オリンピック選手らの合宿先となる530の自治体に送られた衛生対策に関する指針の改訂版では、空港の検査で選手団のメンバーの中に陽性者が出た場合、空港当局は選手団全体を隔離し、7月12日に選手村がオープンするまで、選手団は指定された施設に滞在することになっている。合宿先の自治体は、選手団のメンバーに対して、濃厚接触者でないことやウイルス検査で陰性が確認されるまで練習を中止し、自主隔離を行うよう要請することができる。

日本では、ウイルスに関する懸念から選手団の受け入れを中止した自治体が数十にのぼり、こうした自治体の多くが受け入れに使う予定だった施設をワクチン接種会場として使用することを決定している。

東京では若年層や中高年層に感染が広がっている。若年層や中高年層は大部分がワクチンを接種していない。専門家によると、入院が必要な重症患者は徐々に高齢者の割合が減少している。高齢者の26%が現在、ワクチン接種を完了している。

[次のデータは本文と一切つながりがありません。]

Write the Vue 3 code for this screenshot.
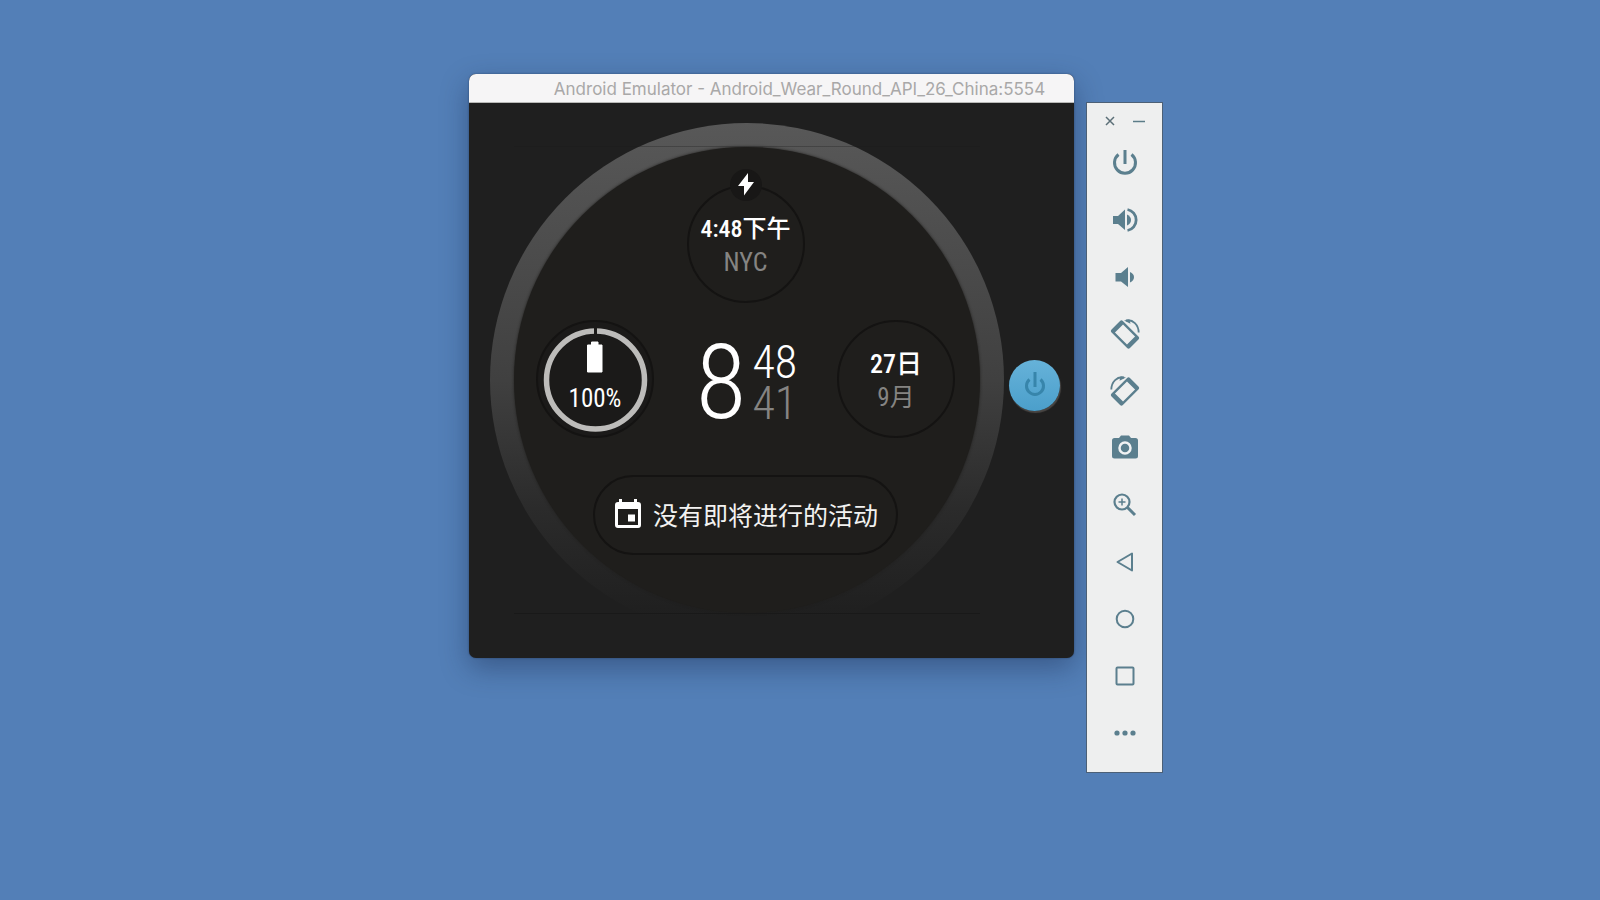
<script setup>
const tools = [
  { id: 'power', label: 'Power' },
  { id: 'volume-up', label: 'Volume up' },
  { id: 'volume-down', label: 'Volume down' },
  { id: 'rotate-left', label: 'Rotate left' },
  { id: 'rotate-right', label: 'Rotate right' },
  { id: 'camera', label: 'Take screenshot' },
  { id: 'zoom', label: 'Zoom mode' },
  { id: 'back', label: 'Back' },
  { id: 'home', label: 'Home' },
  { id: 'overview', label: 'Overview' },
  { id: 'more', label: 'More' },
]
</script>

<template>
  <main class="desktop">
    <section class="window">
      <header class="titlebar">Android Emulator - Android_Wear_Round_API_26_China:5554</header>
      <div class="device">
        <div class="bezel">
          <div class="face">
            <div class="comp city">
              <svg class="bolt" viewBox="0 0 32 32" aria-hidden="true">
                <circle cx="16" cy="16" r="16" fill="#181716" />
                <path d="M18 4 L8 17 H14 L14 26.500 L24 13 H18 Z" fill="#fff" />
              </svg>
              <span class="main">4:48下午</span>
              <span class="sub">NYC</span>
            </div>
            <div class="middle">
              <div class="comp battery">
                <svg class="gauge" viewBox="0 0 118 118" aria-hidden="true">
                  <circle cx="59.500" cy="60" r="49" fill="none" stroke="#bdbcba" stroke-width="5.500" />
                  <path d="M59.500 7 V15" stroke="#1b1a19" stroke-width="3" />
                  <path d="M51.500 25 H55.500 V22 H62 V25 H66 V52 H51.500 Z" fill="#fff" stroke="#fff" stroke-linejoin="round" />
                </svg>
                <span class="main">100%</span>
              </div>
              <div class="clock">
                <span class="hour">8</span>
                <div class="stack">
                  <span>48</span>
                  <span class="seconds">41</span>
                </div>
              </div>
              <div class="comp date">
                <span class="main">27日</span>
                <span class="sub">9月</span>
              </div>
            </div>
            <div class="event">
              <svg viewBox="0 0 26 29" aria-hidden="true">
                <path fill="#fff" fill-rule="evenodd" d="M4 0 H7 V3 H19 V0 H22 V3 H23 Q26 3 26 6 V26 Q26 29 23 29 H3 Q0 29 0 26 V6 Q0 3 3 3 H4 Z M3 10 V26 H23 V10 Z M13 15.500 H20 V22.500 H13 Z" />
              </svg>
              <span>没有即将进行的活动</span>
            </div>
          </div>
        </div>
        <button class="side-button" type="button" aria-label="Side button">
          <svg viewBox="0 0 24 28" fill="none" stroke="#3785ab" stroke-width="3">
            <path d="M12 1 V16" />
            <path d="M6.500 8.500 A8.500 8.500 0 1 0 17.500 8.500" />
          </svg>
        </button>
      </div>
    </section>

    <aside class="toolbar">
      <div class="controls">
        <button type="button" aria-label="Close">
          <svg viewBox="0 0 12 12"><path d="M2 2 L10 10 M10 2 L2 10" stroke="#5b6f77" stroke-width="1.500" /></svg>
        </button>
        <button type="button" aria-label="Minimize">
          <svg viewBox="0 0 12 12"><path d="M0 6.500 H12" stroke="#5b7c88" stroke-width="1.500" /></svg>
        </button>
      </div>
      <button v-for="tool in tools" :key="tool.id" class="tool" type="button" :aria-label="tool.label">
        <svg v-if="tool.id === 'power'" viewBox="0 0 30 30" fill="none" stroke="#5b7f8e" stroke-width="3">
          <path d="M15 2 V16" />
          <path d="M8.500 6.500 A10.500 10.500 0 1 0 21.500 6.500" />
        </svg>
        <svg v-else-if="tool.id === 'volume-up'" viewBox="0 0 30 30" fill="#5b7f8e">
          <path d="M3 11 H8 L15 4.500 V25 L8 19 H3 Z" />
          <path d="M17 9.500 Q21 11.500 21 15 Q21 18.500 17 20.500 Z" />
          <path d="M17.500 4.500 A10.700 10.700 0 0 1 17.500 25.500" fill="none" stroke="#5b7f8e" stroke-width="2.800" />
        </svg>
        <svg v-else-if="tool.id === 'volume-down'" viewBox="0 0 30 30" fill="#5b7f8e">
          <path d="M5.500 11 H11 L18 5 V25 L11 19.500 H5.500 Z" />
          <path d="M20 10 Q24 12 24 15 Q24 18.500 20 20.500 Z" />
        </svg>
        <svg v-else-if="tool.id === 'rotate-left' || tool.id === 'rotate-right'" viewBox="0 0 30 30" :class="{ mirrored: tool.id === 'rotate-right' }">
          <path transform="rotate(45 15 15.5)" fill="#5b7f8e" fill-rule="evenodd" d="M4 7.500 H26 Q28 7.500 28 9.500 V21.500 Q28 23.500 26 23.500 H4 Q2 23.500 2 21.500 V9.500 Q2 7.500 4 7.500 Z M6.500 9.800 V21.200 H23.500 V9.800 Z" />
          <path d="M16 1.500 C23 0 28.500 6 28.700 13.500" fill="none" stroke="#5b7f8e" stroke-width="1.800" />
          <path d="M14 1.500 L19.500 0.500 L20.500 4.800 Z" fill="#5b7f8e" />
        </svg>
        <svg v-else-if="tool.id === 'camera'" viewBox="0 0 30 30">
          <path fill="#5b7f8e" d="M4.500 5 H9 L11 2.500 H19 L21 5 H25.500 Q28 5 28 7.500 V23 Q28 25.500 25.500 25.500 H4.500 Q2 25.500 2 23 V7.500 Q2 5 4.500 5 Z" />
          <circle cx="15" cy="15" r="5.500" fill="none" stroke="#f0f2f3" stroke-width="2.500" />
        </svg>
        <svg v-else-if="tool.id === 'zoom'" viewBox="0 0 30 30" fill="none" stroke="#5b7f8e">
          <circle cx="12" cy="12" r="7.500" stroke-width="2.200" />
          <path d="M17.500 17.500 L25 25" stroke-width="3" />
          <path d="M12 8.500 V15.500 M8.500 12 H15.500" stroke-width="1.500" />
        </svg>
        <svg v-else-if="tool.id === 'back'" viewBox="0 0 30 30" fill="none" stroke="#5b7f8e" stroke-width="2" stroke-linejoin="round">
          <path d="M7.500 15 L22 6.500 V23.500 Z" />
        </svg>
        <svg v-else-if="tool.id === 'home'" viewBox="0 0 30 30" fill="none" stroke="#5b7f8e" stroke-width="2">
          <circle cx="15" cy="15" r="8.300" />
        </svg>
        <svg v-else-if="tool.id === 'overview'" viewBox="0 0 30 30" fill="none" stroke="#5b7f8e" stroke-width="2">
          <rect x="6.500" y="6.500" width="17" height="17" rx="1" />
        </svg>
        <svg v-else viewBox="0 0 30 30" fill="#5b7f8e">
          <circle cx="7" cy="15" r="2.600" /><circle cx="15" cy="15" r="2.600" /><circle cx="23" cy="15" r="2.600" />
        </svg>
      </button>
    </aside>
  </main>
</template>

<style>
body {
  background: #537fb7;
}
</style>

<style scoped>
.desktop {
  display: flex;
  justify-content: center;
  align-items: flex-start;
  gap: 12px;
  box-sizing: border-box;
  min-height: 100vh;
  padding: 74px 0 40px 32px;
  background: #537fb7;
  font-family: "Roboto Condensed", "Liberation Sans Narrow", "Noto Sans CJK SC", sans-serif;
}

button {
  display: flex;
  align-items: center;
  justify-content: center;
  padding: 0;
  border: 0;
  background: none;
}

.window {
  border-radius: 7px;
  background: #1f1f1f;
  box-shadow: 0 10px 28px rgba(20, 35, 70, 0.4), 0 0 2px rgba(20, 30, 50, 0.5);
}

.titlebar {
  box-sizing: border-box;
  height: 29px;
  padding-left: 56px;
  border-bottom: 1px solid #b9b9b7;
  border-radius: 7px 7px 0 0;
  background: #f6f5f6;
  color: #a9a8a8;
  font-family: Inter, sans-serif;
  font-size: 17px;
  line-height: 30px;
  text-align: center;
  white-space: nowrap;
}

.device {
  display: flex;
  align-items: center;
  gap: 5px;
  padding: 20px 14px 21px 21px;
}

.bezel {
  position: relative;
  padding: 24px;
  border-radius: 50%;
  background: linear-gradient(#585858, #4c4c4c 25%, #404040 50%, #2b2b2b 75%, #1f1f1f 96%);
}

.bezel::before {
  content: "";
  position: absolute;
  inset: 23px 24px;
  border-top: 1px solid rgba(28, 28, 28, 0.3);
  border-bottom: 1px solid #191919;
}

.face {
  display: flex;
  flex-direction: column;
  align-items: center;
  box-sizing: border-box;
  width: 466px;
  height: 466px;
  padding: 38px 25px 0 22px;
  border-radius: 50%;
  background: #1f1e1c;
  box-shadow: 0 0 3px #1f1e1c;
  color: #fff;
}

.comp {
  position: relative;
  display: flex;
  flex-direction: column;
  align-items: center;
  box-sizing: border-box;
  width: 118px;
  height: 118px;
  border: 2px solid #141312;
  border-radius: 50%;
  font-size: 25px;
  line-height: 33px;
  white-space: nowrap;
}

.sub {
  color: #858482;
}

.city {
  padding-top: 26px;
}

.city .main {
  font-size: 24px;
  font-weight: 500;
}

.city .sub {
  font-size: 26px;
}

.bolt {
  position: absolute;
  top: -18px;
  width: 32px;
  height: 32px;
}

.middle {
  display: flex;
  justify-content: space-between;
  align-items: center;
  align-self: stretch;
  margin-top: 17px;
}

.battery {
  padding-top: 60px;
  background: #1b1a19;
}

.gauge {
  position: absolute;
  inset: -2px;
}

.date {
  padding-top: 26px;
}

.date .main {
  font-size: 26px;
  font-weight: 500;
}

.clock {
  display: flex;
  align-items: center;
  gap: 6px;
  padding: 8px 0 0 2px;
  font-weight: 300;
}

.hour {
  font-size: 104px;
  line-height: 80px;
}

.stack {
  display: flex;
  flex-direction: column;
  font-size: 46px;
  line-height: 41px;
}

.seconds {
  color: #858482;
}

.event {
  display: flex;
  align-items: center;
  gap: 12px;
  box-sizing: border-box;
  height: 80px;
  margin-top: 37px;
  padding: 0 18px 3px 20px;
  border: 2px solid #141312;
  border-radius: 40px;
  color: #f2f2f1;
  font-size: 25px;
  white-space: nowrap;
}

.event svg {
  width: 26px;
  height: 29px;
}

.side-button {
  width: 51px;
  height: 51px;
  margin-top: 10px;
  border-radius: 50%;
  background: linear-gradient(#66b2d9, #4b9fcb);
  box-shadow: 1px 2px 1px #4a4745;
}

.side-button svg {
  width: 24px;
  height: 28px;
}

.toolbar {
  box-sizing: border-box;
  width: 77px;
  margin-top: 28px;
  padding: 5px 0 11px;
  border: 1px solid #4c6076;
  background: #eeefef;
}

.controls {
  display: flex;
  justify-content: center;
  gap: 17px;
  height: 26px;
}

.controls svg {
  width: 12px;
  height: 12px;
}

.tool {
  width: 100%;
  height: 57px;
}

.tool svg {
  width: 30px;
  height: 30px;
}

.mirrored {
  transform: scaleX(-1);
}
</style>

日本のワクチン接種を完了した人の割合は13.8%で、世界平均の11.3%をわずかに上回っている。しかし、米国疾病予防管理センターやOur World in Dataによると、米国の47.4%や英国の49.5%に比べて低い水準となっている。

また、日本のワクチン接種活動の不確実性により、懸念がさらに高まっている。

職場でのワクチン接種は6月中旬に開始され、何千もの企業が従業員への接種を申請した。しかしその後、政府はワクチンの供給不足を理由に、職場や大規模接種会場の新規申し込みを無期限に停止した。

河野太郎ワクチン担当大臣は、「我々の想定を超えて接種が進んでいる」とし、1日あたりの接種回数が120万回以上に達している可能性が高いと述べた。河野大臣は、ファイザー・バイオンテック製ワクチンの供給量が7月下旬までに受け取ることを希望していた量の3分の1しか日本に届かないと述べた。

全国知事会の会長を務める徳島県の飯泉嘉門知事は、ワクチン供給の遅れにより「日本中に混乱が広がっている」と述べた。

香川県のワクチン接種会場では3万人分の接種を中止しなければならず、日本の中部にある岐阜県では6500社分の接種計画が保留となった。また、東京の一部地域や大阪、神戸でも、今週から予定していたワクチン接種を中止せざるを得なくなった。

東京都豊島区の高野之夫区長は、「残念なことだ」と述べ、「接種を加速させるために努力してきたが、今度はブレーキをかけなければならない。今まで何のために急いでいたのだろうか」と続けた。

日本は、2月中旬に医療従事者、4月中旬に高齢者へのワクチン接種を開始した。当初は予約システムの不備や供給不足で遅れが生じたが、5月中旬にはワクチンの輸入が安定し、7月末までに3600万人の高齢者全員に接種するという第一目標を達成するための人員も確保され、接種のペースは上がっていった。

菅首相は、5月下旬に自衛隊が運営する大規模接種会場を設置し、職場や大学のキャンパスでの接種も開始して、ワクチン接種を加速させた。

6月21日に日本は3度目の緊急事態宣言を解除し、7月11日を期限として東京やその他の都市圏のバーやレストランの営業時間を短縮することに重点を置いた、より緩やかな措置に移行した。

しかし、専門家はオリンピック期間中に感染が再拡大し、再び緊急事態宣言が必要になる可能性を指摘している。その場合、オリンピックの主催者は現在の1万人または会場の定員の50%という制限を見直し、すべての観客の入場を禁止することを迫られる可能性もあるという。

SOMPOホールディングスの社長で、影響力のある経済団体の代表を務める櫻田謙悟氏は6月30日、現在のワクチン接種率では安全なオリンピックを開催するのに十分ではないと述べた。

櫻田氏は、感染状況が悪化した場合の被害がはるかに大きいことから、オリンピックに観客を入れないことを支持すると述べている。

「私はより安全な選択肢を選ぶ」と櫻田氏は述べた。